Current Palestinian leader Mahmoud Abbas has similarly denied the existence of a Jewish temple in Jerusalem. A former Palestinian Authority-appointed mufti denied any Jewish connection to the Western Wall. And Palestinian religious official Tayseer Tamimi insisted that there are no Jewish holy sites in Jerusalem. (See details of the above here.)
Another relevant and serious example the authors could have cited is the haphazard destruction of priceless artifacts by the Palestinian Islamic Waqf during excavations on the Temple Mount, Judaism's holiest site. This destruction was denounced as an "archeological crime" by prominent Israeli intellectuals, officials and archeologists affiliated with The Committee for the Prevention of the Destruction of Antiquities on the Temple Mount.

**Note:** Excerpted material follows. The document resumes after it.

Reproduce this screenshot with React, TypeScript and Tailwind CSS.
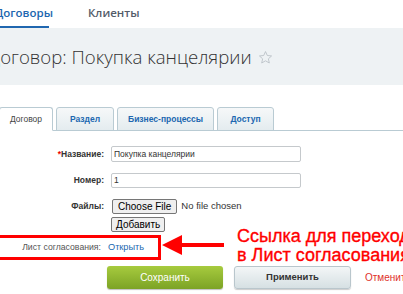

And the list goes on there is the destruction by Palestinians of "Joseph's Tomb," the incendiary, false claims by Palestinian religious leaders that Israel plans to destroy al Aqsa mosque, and so on.
It should finally be noted that Israel has also angered not only Muslims, but also ultra-orthodox Jews when building on or excavating land containing human bones. (See, e.g., here.) This relevant context, also ignored in the article, would have been necessary for readers to reach an informed conclusion about the allegation relayed in the article that the digging is motivated by anti-Muslim sentiment.
In light of the article's unfairly one-sided list of examples, as well as its omission of key context, the newspaper should follow up with an article that focuses on the aggressive Palestinian campaign aimed at denying Jewish history and heritage in Israel and the West Bank.